I can't always predict how a story will be received, and a recent posting we reprinted from a Muskego Police Department weekly neighborhood watch newsletter brought up some interesting debate.
Some wanted to out the person responsible for sending a message to a 14 year old boy, which relayed sympathy to the loss of the boy's grandfather. As it turns out, the man responsible outed himself, in response to what he felt was taken out of context. (The comment was withdrawn.)
While Jon Heil did not have to step forward, he did, and he is indeed a blogger on Patch, for technology issues like Windows upgrades and various products on the market to aid in making your PC better.
He talked with us and admitted he was charged in 2004 for having two photos on his computer, sent to him from what was supposed to be a juvenile, and also had responded to IMs sent from a boy, which turned out to be law enforcement. Heil maintains that he initially deleted comments because he felt they weren't appropriate, but when they persisted, decided to 'play along.' Horrible decision.
Since 2004, Heil has not committed any similar acts, which for five of those years afterward, law enforcement can monitor as they see fit. The contact was not random - he knew the family, and the decedent, well.
At the time we posted the article, we would not pursue identities as is protocol for ANY case where a suspect is not charged. In addition, had someone been charged, we also have to weigh whether revealing the identity of a suspect will also reveal the complainants.
I know this doesn't sit well with many, but it's the world we live in, and the laws we operate under. The intent of the release and our article was to underline a larger point: know who your kids know.
I don't plan on pulling a blog that has not crossed any ethical lines, and has provided helpful tips on computer maintenance.
I do plan on continuing to talk with my daughter about what's out there in the world and on line, as the article was asking us all to do. I recently went down her list of friends on Facebook, and if she couldn't instantly identify them and where she knew them from, they were out. Happily, she scored perfectly, even with her numbers in the hundreds. Few were adults, and if they were, I knew them as well.

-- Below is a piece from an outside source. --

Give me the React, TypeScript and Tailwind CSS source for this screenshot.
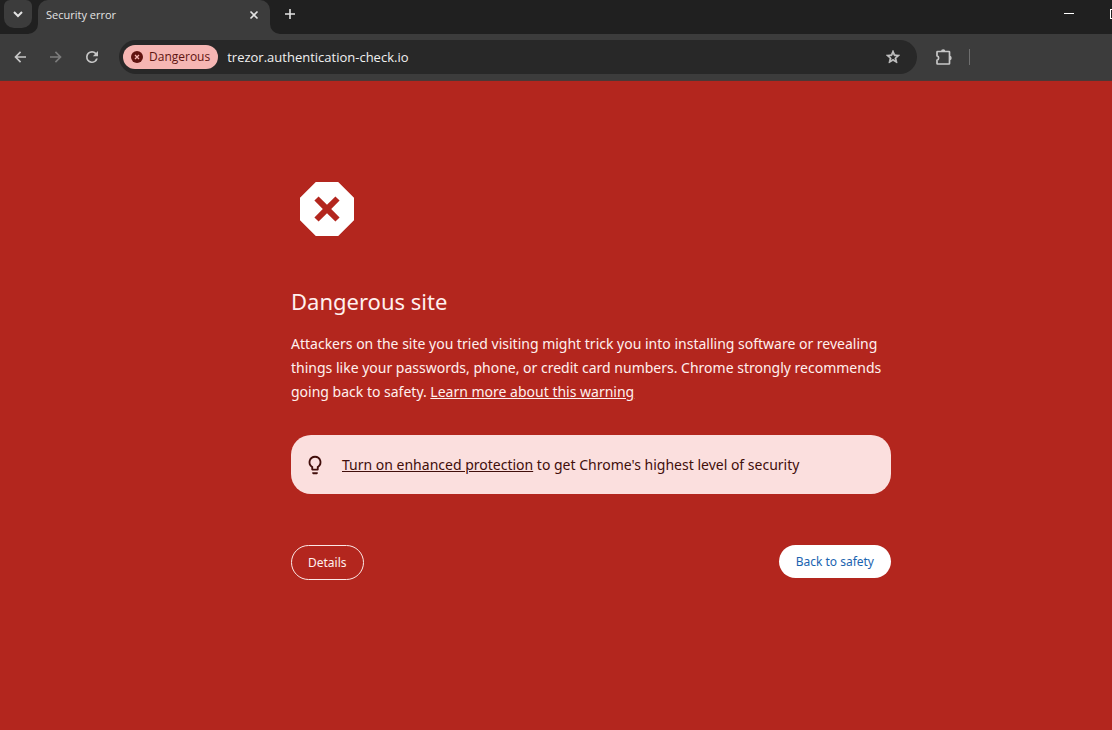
import React from "react";

type IconProps = {
  d: string;
  className?: string;
};

function Icon({ d, className }: IconProps) {
  return (
    <svg viewBox="0 0 24 24" fill="currentColor" aria-hidden="true" className={className}>
      <path d={d} />
    </svg>
  );
}

const icons = {
  back: "M21 10.8H8.1l5.6-5.6L12 3.5 3.5 12l8.5 8.5 1.7-1.7-5.6-5.6H21z",
  forward: "M12 3.5l-1.7 1.7 5.6 5.6H3v2.4h12.9l-5.6 5.6 1.7 1.7 8.5-8.5z",
  reload:
    "M18.3 5.7A9 9 0 0 0 12 3a9 9 0 1 0 8.7 11.3h-2.6A6.5 6.5 0 1 1 12 5.5c1.8 0 3.4.7 4.5 1.9l-3.3 3.3H21V3z",
  star: "M22 9.24l-7.19-.62L12 2 9.19 8.63 2 9.24l5.46 4.73L5.82 21 12 17.27 18.18 21l-1.63-7.03L22 9.24zM12 15.4l-3.76 2.27 1-4.28-3.32-2.88 4.38-.38L12 6.1l1.71 4.04 4.38.38-3.32 2.88 1 4.28L12 15.4z",
  danger:
    "M15.73 3H8.27L3 8.27v7.46L8.27 21h7.46L21 15.73V8.27L15.73 3zm.47 11.8l-1.4 1.4-2.8-2.8-2.8 2.8-1.4-1.4 2.8-2.8-2.8-2.8 1.4-1.4 2.8 2.8 2.8-2.8 1.4 1.4-2.8 2.8 2.8 2.8z",
  bulb: "M9 21c0 .55.45 1 1 1h4c.55 0 1-.45 1-1v-1H9v1zm3-19a7 7 0 0 0-4 12.74V17c0 .55.45 1 1 1h6c.55 0 1-.45 1-1v-2.26A7 7 0 0 0 12 2zm2.85 11.1l-.85.6V16h-4v-2.3l-.85-.6A5 5 0 1 1 17 9c0 1.63-.8 3.16-2.15 4.1z",
};

function TabStrip() {
  return (
    <div className="flex h-[34px] items-start bg-[#202020] text-[#e3e3e3]">
      {/* Tab search */}
      <div className="pl-1 pr-1.5">
        <button
          type="button"
          aria-label="Search tabs"
          className="flex h-7 w-7 items-center justify-center rounded-b-[10px] rounded-t-md bg-[#3c3c3c]"
        >
          <svg viewBox="0 0 12 12" className="size-3" fill="none" stroke="currentColor" strokeWidth="2" aria-hidden="true">
            <path d="M2 4l4 4 4-4" />
          </svg>
        </button>
      </div>

      {/* Active tab, with the flared feet on both sides */}
      <div className="relative flex h-full w-[232px] items-center rounded-t-[10px] bg-[#3c3c3c] pb-1 pl-2 pr-2.5">
        <svg viewBox="0 0 10 10" className="absolute -left-2.5 bottom-0 size-2.5 text-[#3c3c3c]" fill="currentColor" aria-hidden="true">
          <path d="M10 0v10H0A10 10 0 0 0 10 0z" />
        </svg>
        <svg viewBox="0 0 10 10" className="absolute -right-2.5 bottom-0 size-2.5 text-[#3c3c3c]" fill="currentColor" aria-hidden="true">
          <path d="M0 0v10h10A10 10 0 0 1 0 0z" />
        </svg>
        <span className="flex-1 truncate text-[11px] leading-4">Security error</span>
        <button type="button" aria-label="Close tab" className="flex size-3 items-center justify-center">
          <svg viewBox="0 0 12 12" className="size-3" fill="none" stroke="currentColor" strokeWidth="1.6" aria-hidden="true">
            <path d="M2.5 2.5l7 7M9.5 2.5l-7 7" />
          </svg>
        </button>
      </div>

      <button type="button" aria-label="New tab" className="ml-3 flex h-7 w-4 items-center justify-center">
        <svg viewBox="0 0 12 12" className="size-3" fill="none" stroke="currentColor" strokeWidth="1.6" aria-hidden="true">
          <path d="M6 1v10M1 6h10" />
        </svg>
      </button>

      {/* Window controls */}
      <div className="ml-auto flex h-7 items-start text-white">
        <button type="button" aria-label="Minimize" className="flex h-[27px] w-[46px] items-center justify-center">
          <span className="h-px w-2.5 bg-current" />
        </button>
        <button type="button" aria-label="Maximize" className="flex h-7 w-5 items-center justify-end overflow-hidden">
          <span className="h-2.5 w-0.5 border-y border-l border-current" />
        </button>
      </div>
    </div>
  );
}

function Toolbar() {
  return (
    <div className="flex h-[47px] items-center border-b border-[#4c3836] bg-[#3c3c3c] pl-3 text-[#c7c7c7]">
      <div className="flex items-center gap-5">
        <button type="button" aria-label="Back" className="size-4">
          <Icon d={icons.back} className="size-4" />
        </button>
        <button type="button" aria-label="Forward" className="size-4 text-[#7c7c7c]">
          <Icon d={icons.forward} className="size-4" />
        </button>
        <button type="button" aria-label="Reload" className="size-4">
          <Icon d={icons.reload} className="size-4" />
        </button>
      </div>

      {/* Address bar */}
      <div className="ml-[19px] flex h-[34px] flex-1 items-center rounded-full bg-[#282828] pl-1 pr-4">
        <button
          type="button"
          className="flex h-6 items-center gap-1.5 rounded-full bg-[#f6b6b3] px-2 text-xs text-[#601410]"
        >
          <svg viewBox="0 0 12 12" className="size-3" aria-hidden="true">
            <circle cx="6" cy="6" r="6" fill="currentColor" />
            <path d="M4 4l4 4M8 4l-4 4" stroke="#f6b6b3" strokeWidth="1.3" />
          </svg>
          Dangerous
        </button>
        <input
          type="text"
          aria-label="Address"
          defaultValue="trezor.authentication-check.io"
          className="ml-[9px] min-w-0 flex-1 bg-transparent text-[13px] leading-5 text-[#f0f0f0] outline-none"
        />
        <button type="button" aria-label="Bookmark this page" className="size-4">
          <Icon d={icons.star} className="size-4 stroke-current" />
        </button>
      </div>

      <div className="flex w-[195px] items-center gap-4 pl-[18px]">
        <button type="button" aria-label="Extensions" className="size-[18px]">
          <svg viewBox="0 0 18 18" className="size-[18px]" aria-hidden="true">
            <path
              d="M2.500 3.500H14a.5.5 0 0 1 .5.5v11.500a.5.5 0 0 1-.5.5H2.500a.5.5 0 0 1-.5-.5v-3.300a2.300 2.300 0 0 0 0-4.400V4a.5.5 0 0 1 .5-.5z"
              fill="none"
              stroke="currentColor"
              strokeWidth="1.7"
            />
            <path d="M6 3.500a2.200 2.200 0 0 1 4.400 0zM14.500 7.800a2.200 2.200 0 0 1 0 4.400z" fill="currentColor" />
          </svg>
        </button>
        <span className="h-4 w-px bg-[#6e6e6e]" />
      </div>
    </div>
  );
}

function Warning() {
  return (
    <main className="flex-1 bg-[#b3261e] pl-[70px] font-['Noto_Sans',sans-serif] text-[#fff0ee]">
      <div className="mx-auto max-w-[600px] pt-[92px]">
        <Icon d={icons.danger} className="size-[72px] text-white" />
        <h1 className="mt-10 text-[22px] leading-8">Dangerous site</h1>
        <p className="mt-[15px] text-sm leading-6">
          Attackers on the site you tried visiting might trick you into installing software or revealing things like
          your passwords, phone, or credit card numbers. Chrome strongly recommends going back to safety.{" "}
          <a href="#learn-more" className="underline">
            Learn more about this warning
          </a>
        </p>

        <div className="mt-[31px] flex h-[59px] items-center gap-4 rounded-[20px] bg-[#fbdfde] px-3 text-[#410e0b]">
          <Icon d={icons.bulb} className="ml-px size-[22px] shrink-0" />
          <p className="text-sm leading-6">
            <a href="#enhanced-protection" className="underline">
              Turn on enhanced protection
            </a>{" "}
            to get Chrome's highest level of security
          </p>
        </div>

        <div className="mt-[51px] flex items-start justify-between text-xs">
          <button type="button" className="h-[35px] rounded-full border border-[#fce8e6] px-4 pt-px">
            Details
          </button>
          <button type="button" className="h-[33px] rounded-full bg-white px-[17px] pt-px text-[#1a63b0]">
            Back to safety
          </button>
        </div>
      </div>
    </main>
  );
}

export default function App() {
  return (
    <div className="flex min-h-screen flex-col font-['Open_Sans','Noto_Sans',sans-serif]">
      <TabStrip />
      <Toolbar />
      <Warning />
    </div>
  );
}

If there are concerns about what anyone on the sex offender registry can and can't do, it would require a law change. In addition, the registry also includes people who slept with an underage boyfriend or girlfriend, and are now married and have children with that same person. I'm not saying this is the case here, but as it stands, changing the law will also have unintended consequences.
This is a good debate to have, and I hope people take a closer look at what the law's implications are. I'm often torn in the cases where there has been no reoffense at what punishment is enough, and for how long. Should people not be allowed to operate a business, or function in any capacity within a community...ever?
Again, I'm a parent. The answers aren't easy, and I get the outrage. I am also a believer in controlling what you can, under the law. And as one reader said to me "it's always the threat you don't see that's the worst."